▶ **Request**:
Quote all of the data that follows exactly as written, skipping the images.

## Begin Stored data

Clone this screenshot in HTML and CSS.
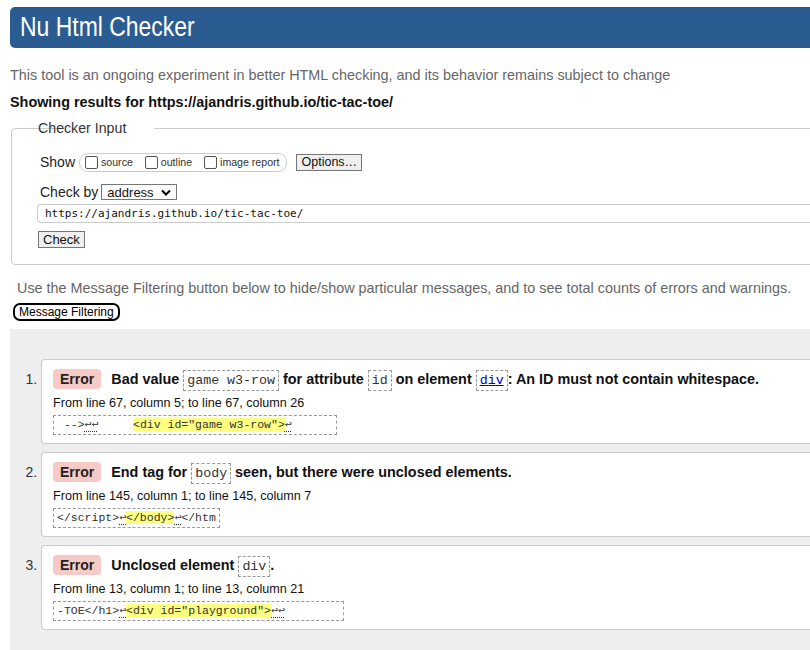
FILE: index.html
```html
<!DOCTYPE html>
<html>
<head>
<meta charset="utf-8">
<title>Nu Html Checker</title>
<link rel="stylesheet" href="styles.css">
</head>
<body>
<div class="page">
  <h1 class="title"><span class="title-text">Nu Html Checker</span></h1>
  <p class="intro">This tool is an ongoing experiment in better HTML checking, and its behavior remains subject to change</p>
  <p class="showing">Showing results for https://ajandris.github.io/tic-tac-toe/</p>

  <fieldset class="input">
    <legend>Checker Input</legend>
    <div class="row show-row">
      <span class="lbl">Show</span>
      <span class="opts">
        <label><span class="cb"></span>source</label>
        <label><span class="cb"></span>outline</label>
        <label><span class="cb"></span>image report</label>
      </span>
      <span class="btn options">Options…</span>
    </div>
    <div class="row by-row">
      <span class="lbl">Check by</span>
      <span class="select">address<svg class="chev" width="10" height="7" viewBox="0 0 10 7"><path d="M1 1.5 L5 5.5 L9 1.5" fill="none" stroke="#000" stroke-width="2"/></svg></span>
    </div>
    <div class="url">https://ajandris.github.io/tic-tac-toe/</div>
    <span class="btn check">Check</span>
  </fieldset>

  <p class="filter-note">Use the Message Filtering button below to hide/show particular messages, and to see total counts of errors and warnings.</p>
  <span class="filter-btn">Message Filtering</span>

  <div class="results">
    <ol class="msgs">
      <li>
        <div class="card">
          <p class="msg"><span class="badge">Error</span><span class="text">Bad value <code>game w3-row</code> for attribute <code>id</code> on element <code><a href="#">div</a></code>: An ID must not contain whitespace.</span></p>
          <p class="loc">From line 67, column 5; to line 67, column 26</p>
          <p class="extract"><span class="ex">&nbsp;--&gt;<u>↩↩</u>&nbsp;&nbsp;&nbsp;&nbsp;&nbsp;<mark>&lt;div id="game w3-row"&gt;</mark><u>↩</u>&nbsp;&nbsp;&nbsp;&nbsp;&nbsp;&nbsp;</span></p>
        </div>
      </li>
      <li>
        <div class="card">
          <p class="msg"><span class="badge">Error</span><span class="text">End tag for <code>body</code> seen, but there were unclosed elements.</span></p>
          <p class="loc">From line 145, column 1; to line 145, column 7</p>
          <p class="extract"><span class="ex">&lt;/script&gt;<u>↩</u><mark>&lt;/body&gt;</mark><u>↩</u>&lt;/htm</span></p>
        </div>
      </li>
      <li>
        <div class="card">
          <p class="msg"><span class="badge">Error</span><span class="text">Unclosed element <code>div</code>.</span></p>
          <p class="loc">From line 13, column 1; to line 13, column 21</p>
          <p class="extract"><span class="ex">-TOE&lt;/h1&gt;<u>↩</u><mark>&lt;div id="playground"&gt;</mark><u>↩↩</u>&nbsp;&nbsp;&nbsp;&nbsp;&nbsp;&nbsp;&nbsp;&nbsp;</span></p>
        </div>
      </li>
    </ol>
  </div>
</div>
</body>
</html>
```
FILE: styles.css
```css
html { overflow: hidden; background: #fff; }
body {
  margin: 0;
  font-family: "Liberation Sans", Arial, sans-serif;
  font-size: 14px;
  color: #222;
}
.page {
  width: 840px;
  padding: 7px 0 0 10px;
}
.title {
  margin: 0;
  height: 41px;
  background: #2b5c91;
  color: #fff;
  border-radius: 5px 0 0 5px;
  font-weight: normal;
  font-size: 27px;
  line-height: 41px;
  padding-left: 10px;
}
.title-text {
  display: inline-block;
  transform: scaleX(0.85);
  transform-origin: left center;
}
.intro {
  margin: 18px 0 0;
  color: #666;
  font-size: 14.4px;
  line-height: 18px;
}
.showing {
  margin: 9px 0 0;
  font-weight: bold;
  font-size: 14.4px;
  color: #111;
  line-height: 18px;
}
.input {
  margin: 9px 0 0 1px;
  border: 1px solid #ccc;
  border-radius: 4px 0 0 4px;
  padding: 8px 0 16px 27px;
}
.input legend {
  position: relative;
  left: -27px;
  padding: 0 1px;
  margin-left: 25px;
  color: #333;
  font-size: 14.2px;
}
.row {
  display: flex;
  align-items: center;
  margin-left: 1px;
}
.lbl { color: #222; }
.show-row { height: 20px; margin-top: 8px; }
.opts {
  display: inline-flex;
  align-items: center;
  margin-left: 4px;
  height: 17px;
  border: 1px solid #ccc;
  border-radius: 9px;
  padding: 0 6px 0 5px;
  font-size: 10.6px;
  color: #333;
}
.opts label { display: inline-flex; align-items: center; margin-right: 12px; }
.opts label:last-child { margin-right: 0; }
.cb {
  width: 11px; height: 11px;
  border: 1px solid #555;
  border-radius: 2px;
  margin-right: 3px;
  background: #fff;
}
.btn {
  display: inline-block;
  background: #efefef;
  border: 1px solid #767676;
  font-size: 13px;
  line-height: 15px;
  color: #111;
  padding: 0 5px;
}
.options { margin-left: 9px; padding: 0 4px 0 5px; font-size: 12.5px; }
.by-row { margin-top: 11px; height: 18px; }
.select {
  display: inline-flex;
  align-items: center;
  justify-content: space-between;
  margin-left: 3px;
  width: 64px;
  height: 14px;
  border: 1px solid #767676;
  padding: 0 5px 0 5px;
  font-size: 13px;
  color: #111;
}
.chev { margin-left: 6px; }
.url {
  margin: 3px 0 0 -2px;
  height: 17px;
  line-height: 17px;
  border: 1px solid #ccc;
  border-right: none;
  border-radius: 4px 0 0 4px;
  padding-left: 7px;
  font-family: "DejaVu Sans Mono", "Liberation Mono", monospace;
  font-size: 11px;
  color: #111;
}
.check { margin-top: 8px; margin-left: -1px; padding: 0 4px; }
.filter-note {
  margin: 14px 0 0 7px;
  color: #666;
  font-size: 14.4px;
  line-height: 18px;
}
.filter-btn {
  display: inline-block;
  margin: 6px 0 0 3px;
  border: 2px solid #000;
  border-radius: 7px;
  font-size: 12px;
  line-height: 14px;
  padding: 0 4px;
  color: #000;
}
.results {
  margin-top: 8px;
  background: #eee;
  padding: 30px 0 30px;
}
.msgs {
  margin: 0;
  padding-left: 31px;
  color: #333;
}
.msgs li { margin-bottom: 8px; }
.msgs li::marker { font-size: 14px; color: #333; }
.card {
  background: #fff;
  border: 1px solid #ccc;
  border-right: none;
  border-radius: 4px 0 0 4px;
  padding: 8px 0 8px 11px;
}
.msg {
  margin: 0;
  font-weight: bold;
  font-size: 14.4px;
  color: #111;
  display: flex;
  align-items: center;
  height: 22px;
}
.badge {
  display: inline-block;
  background: #f7c9c7;
  color: #222;
  font-size: 14px;
  border-radius: 4px;
  padding: 0 7px;
  line-height: 20px;
  margin-right: 10px;
}
code {
  font-family: "Liberation Mono", "DejaVu Sans Mono", monospace;
  font-weight: normal;
  font-size: 13.3px;
  border: 1px dashed #999;
  padding: 2px 3px;
  color: #333;
}
code a { color: #00c; }
.loc {
  margin: 4px 0 0;
  font-size: 12.6px;
  line-height: 18px;
  color: #111;
}
.extract { margin: 3px 0 0; }
.ex {
  display: inline-block;
  border: 1px dashed #999;
  padding: 0 3px 0 3px;
  font-family: "Liberation Mono", "DejaVu Sans Mono", monospace;
  font-size: 11.5px;
  line-height: 18px;
  color: #333;
}
.ex u { text-decoration: underline dotted; text-underline-offset: 3px; }
mark { background: #ffff80; color: #333; }
```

## End Stored data

▶ **Finished task**:
Clone this screenshot in HTML and CSS.
FILE: index.html
```html
<!DOCTYPE html>
<html>
<head>
<meta charset="utf-8">
<title>Nu Html Checker</title>
<link rel="stylesheet" href="styles.css">
</head>
<body>
<div class="page">
  <h1 class="title"><span class="title-text">Nu Html Checker</span></h1>
  <p class="intro">This tool is an ongoing experiment in better HTML checking, and its behavior remains subject to change</p>
  <p class="showing">Showing results for https://ajandris.github.io/tic-tac-toe/</p>

  <fieldset class="input">
    <legend>Checker Input</legend>
    <div class="row show-row">
      <span class="lbl">Show</span>
      <span class="opts">
        <label><span class="cb"></span>source</label>
        <label><span class="cb"></span>outline</label>
        <label><span class="cb"></span>image report</label>
      </span>
      <span class="btn options">Options…</span>
    </div>
    <div class="row by-row">
      <span class="lbl">Check by</span>
      <span class="select">address<svg class="chev" width="10" height="7" viewBox="0 0 10 7"><path d="M1 1.5 L5 5.5 L9 1.5" fill="none" stroke="#000" stroke-width="2"/></svg></span>
    </div>
    <div class="url">https://ajandris.github.io/tic-tac-toe/</div>
    <span class="btn check">Check</span>
  </fieldset>

  <p class="filter-note">Use the Message Filtering button below to hide/show particular messages, and to see total counts of errors and warnings.</p>
  <span class="filter-btn">Message Filtering</span>

  <div class="results">
    <ol class="msgs">
      <li>
        <div class="card">
          <p class="msg"><span class="badge">Error</span><span class="text">Bad value <code>game w3-row</code> for attribute <code>id</code> on element <code><a href="#">div</a></code>: An ID must not contain whitespace.</span></p>
          <p class="loc">From line 67, column 5; to line 67, column 26</p>
          <p class="extract"><span class="ex">&nbsp;--&gt;<u>↩↩</u>&nbsp;&nbsp;&nbsp;&nbsp;&nbsp;<mark>&lt;div id="game w3-row"&gt;</mark><u>↩</u>&nbsp;&nbsp;&nbsp;&nbsp;&nbsp;&nbsp;</span></p>
        </div>
      </li>
      <li>
        <div class="card">
          <p class="msg"><span class="badge">Error</span><span class="text">End tag for <code>body</code> seen, but there were unclosed elements.</span></p>
          <p class="loc">From line 145, column 1; to line 145, column 7</p>
          <p class="extract"><span class="ex">&lt;/script&gt;<u>↩</u><mark>&lt;/body&gt;</mark><u>↩</u>&lt;/htm</span></p>
        </div>
      </li>
      <li>
        <div class="card">
          <p class="msg"><span class="badge">Error</span><span class="text">Unclosed element <code>div</code>.</span></p>
          <p class="loc">From line 13, column 1; to line 13, column 21</p>
          <p class="extract"><span class="ex">-TOE&lt;/h1&gt;<u>↩</u><mark>&lt;div id="playground"&gt;</mark><u>↩↩</u>&nbsp;&nbsp;&nbsp;&nbsp;&nbsp;&nbsp;&nbsp;&nbsp;</span></p>
        </div>
      </li>
    </ol>
  </div>
</div>
</body>
</html>
```
FILE: styles.css
```css
html { overflow: hidden; background: #fff; }
body {
  margin: 0;
  font-family: "Liberation Sans", Arial, sans-serif;
  font-size: 14px;
  color: #222;
}
.page {
  width: 840px;
  padding: 7px 0 0 10px;
}
.title {
  margin: 0;
  height: 41px;
  background: #2b5c91;
  color: #fff;
  border-radius: 5px 0 0 5px;
  font-weight: normal;
  font-size: 27px;
  line-height: 41px;
  padding-left: 10px;
}
.title-text {
  display: inline-block;
  transform: scaleX(0.85);
  transform-origin: left center;
}
.intro {
  margin: 18px 0 0;
  color: #666;
  font-size: 14.4px;
  line-height: 18px;
}
.showing {
  margin: 9px 0 0;
  font-weight: bold;
  font-size: 14.4px;
  color: #111;
  line-height: 18px;
}
.input {
  margin: 9px 0 0 1px;
  border: 1px solid #ccc;
  border-radius: 4px 0 0 4px;
  padding: 8px 0 16px 27px;
}
.input legend {
  position: relative;
  left: -27px;
  padding: 0 1px;
  margin-left: 25px;
  color: #333;
  font-size: 14.2px;
}
.row {
  display: flex;
  align-items: center;
  margin-left: 1px;
}
.lbl { color: #222; }
.show-row { height: 20px; margin-top: 8px; }
.opts {
  display: inline-flex;
  align-items: center;
  margin-left: 4px;
  height: 17px;
  border: 1px solid #ccc;
  border-radius: 9px;
  padding: 0 6px 0 5px;
  font-size: 10.6px;
  color: #333;
}
.opts label { display: inline-flex; align-items: center; margin-right: 12px; }
.opts label:last-child { margin-right: 0; }
.cb {
  width: 11px; height: 11px;
  border: 1px solid #555;
  border-radius: 2px;
  margin-right: 3px;
  background: #fff;
}
.btn {
  display: inline-block;
  background: #efefef;
  border: 1px solid #767676;
  font-size: 13px;
  line-height: 15px;
  color: #111;
  padding: 0 5px;
}
.options { margin-left: 9px; padding: 0 4px 0 5px; font-size: 12.5px; }
.by-row { margin-top: 11px; height: 18px; }
.select {
  display: inline-flex;
  align-items: center;
  justify-content: space-between;
  margin-left: 3px;
  width: 64px;
  height: 14px;
  border: 1px solid #767676;
  padding: 0 5px 0 5px;
  font-size: 13px;
  color: #111;
}
.chev { margin-left: 6px; }
.url {
  margin: 3px 0 0 -2px;
  height: 17px;
  line-height: 17px;
  border: 1px solid #ccc;
  border-right: none;
  border-radius: 4px 0 0 4px;
  padding-left: 7px;
  font-family: "DejaVu Sans Mono", "Liberation Mono", monospace;
  font-size: 11px;
  color: #111;
}
.check { margin-top: 8px; margin-left: -1px; padding: 0 4px; }
.filter-note {
  margin: 14px 0 0 7px;
  color: #666;
  font-size: 14.4px;
  line-height: 18px;
}
.filter-btn {
  display: inline-block;
  margin: 6px 0 0 3px;
  border: 2px solid #000;
  border-radius: 7px;
  font-size: 12px;
  line-height: 14px;
  padding: 0 4px;
  color: #000;
}
.results {
  margin-top: 8px;
  background: #eee;
  padding: 30px 0 30px;
}
.msgs {
  margin: 0;
  padding-left: 31px;
  color: #333;
}
.msgs li { margin-bottom: 8px; }
.msgs li::marker { font-size: 14px; color: #333; }
.card {
  background: #fff;
  border: 1px solid #ccc;
  border-right: none;
  border-radius: 4px 0 0 4px;
  padding: 8px 0 8px 11px;
}
.msg {
  margin: 0;
  font-weight: bold;
  font-size: 14.4px;
  color: #111;
  display: flex;
  align-items: center;
  height: 22px;
}
.badge {
  display: inline-block;
  background: #f7c9c7;
  color: #222;
  font-size: 14px;
  border-radius: 4px;
  padding: 0 7px;
  line-height: 20px;
  margin-right: 10px;
}
code {
  font-family: "Liberation Mono", "DejaVu Sans Mono", monospace;
  font-weight: normal;
  font-size: 13.3px;
  border: 1px dashed #999;
  padding: 2px 3px;
  color: #333;
}
code a { color: #00c; }
.loc {
  margin: 4px 0 0;
  font-size: 12.6px;
  line-height: 18px;
  color: #111;
}
.extract { margin: 3px 0 0; }
.ex {
  display: inline-block;
  border: 1px dashed #999;
  padding: 0 3px 0 3px;
  font-family: "Liberation Mono", "DejaVu Sans Mono", monospace;
  font-size: 11.5px;
  line-height: 18px;
  color: #333;
}
.ex u { text-decoration: underline dotted; text-underline-offset: 3px; }
mark { background: #ffff80; color: #333; }
```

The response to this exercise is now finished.